Auto bargaining time table




February/early March

Training for auto shop stewards on the national auto agreement (NBF agreement)

shop stewards to learn and understand the agreement
identify problems with agreement


General meetings of all auto workers

report on NBC core demands agreed last year
discuss current agreement – what changes, what demands do workers want


Regional auto shop steward councils in Northern Transvaal , KZN and Eastern Cape

formulate regional positions
(In Gauteng , the VWSA, Toyota and DCSA shop stewards to attend Northern Transvaal meeting.)


National Auto shop steward council

consolidate regional positions into one national position

19 March

Pre-bargaining meeting Numsa president, general secretary plus auto bargaining representatives will meet with key auto industry leaders.

Trade unions and employers to put their positions, problems.

29-30 March

Central Committee

finalise Numsa position

1 April

send demands to employers

April – May


Will a similar process happen for tyre as well?

We will try and hold workshops to familiarise new shop stewards on agreement. Shop stewards must then talk to general members. From there demands will go straight to the NSSC. With tyre we can’t have RSSC because you only have Dunlop in KZN, Firestone, Continental and Goodyear in Port Elizabeth and in Brits only Firestone. From the NSSC, the CC will take a decision on the demands. We will follow the same process as auto. In tyre we do not have permanent sub-committees like in auto. We want to start negotiations from around May.
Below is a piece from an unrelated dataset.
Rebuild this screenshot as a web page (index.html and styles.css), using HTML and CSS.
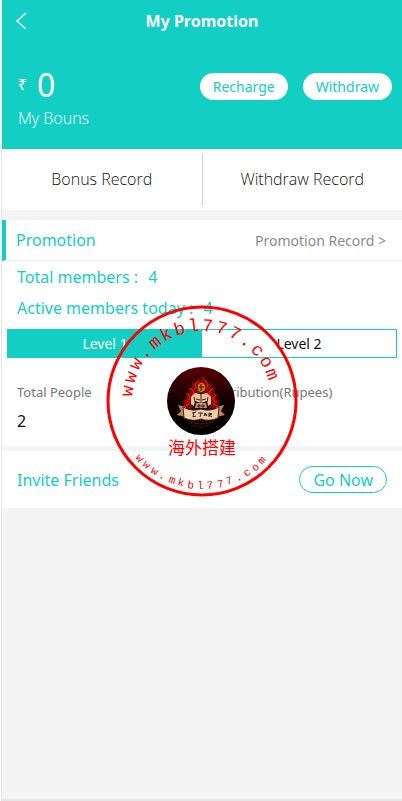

Core demands adopted by Numsa’s National Bargaining Conference, April 2003

Wages and Duration of the agreement:

Numsa will:

demand a wage increase of the consumer price index (CPI-X) plus 5% improvement factor.
continue to narrow the wage gap.
demand that wages of motor workers are backdated to the date of the signing of the collective agreement.
demand two year wage agreements in engineering and motor.

Job Security

Numsa will:

protect and defend jobs of its members at all costs.
demand that employers establish both an Entitlement Fund and a Work Security Fund.
struggle for an increased retrenchment package.
resist the casualisation of its members.

Workplace Restructuring

Numsa will ensure that:

employment is guaranteed in restructured companies;
restructured companies maintain and improve working conditions and wages;
retrenchment will be resisted
outsourcing being a S197 issue, all workers who are transferred must enjoy the same terms and conditions of employment.

Grading and Training

Numsa will demand that:

training should take place during working hours;
employment should be guaranteed for learnerships
there should be an increase in apprenticeships;
the wages paid to an apprentice and someone in a learnership should be equal.;
employers should commit themselves to train and equip workers;
all employers must comply with the relevant Acts.
the union will continue to negotiate work-place skills plans at plant level;
training committees will be established in all plants.

Health and Safety

Numsa will:

fight for improved health and safety conditions;
negotiate for health and safety committees to be established in all workplaces;
demand that employers pay for and allow time off for pap smears and prostate testing;
demand that family responsibility leave be increased;
demand that companies that fail to comply with health and safety measures and regulations should be reported to the Department of Labour.


Numsa will demand that:

companies provide anti-retroviral drugs free;
companies provide access to sustainable anti-retroviral therapy when clinically indicated;
companies establish policies and programmes to provide for education, counselling and support for people living with HIV/Aids and their families;
companies end all discrimination against people living with HIV/Aids.

Labour Brokers

Numsa will:

demand that after three months any workers provided by a labour broker are deemed to be permanent employees of the client company;
continue to resist, using its strength and power, the employers’ use of labour brokers.
continue to force labour brokers to comply with the centralised agreements in our industry.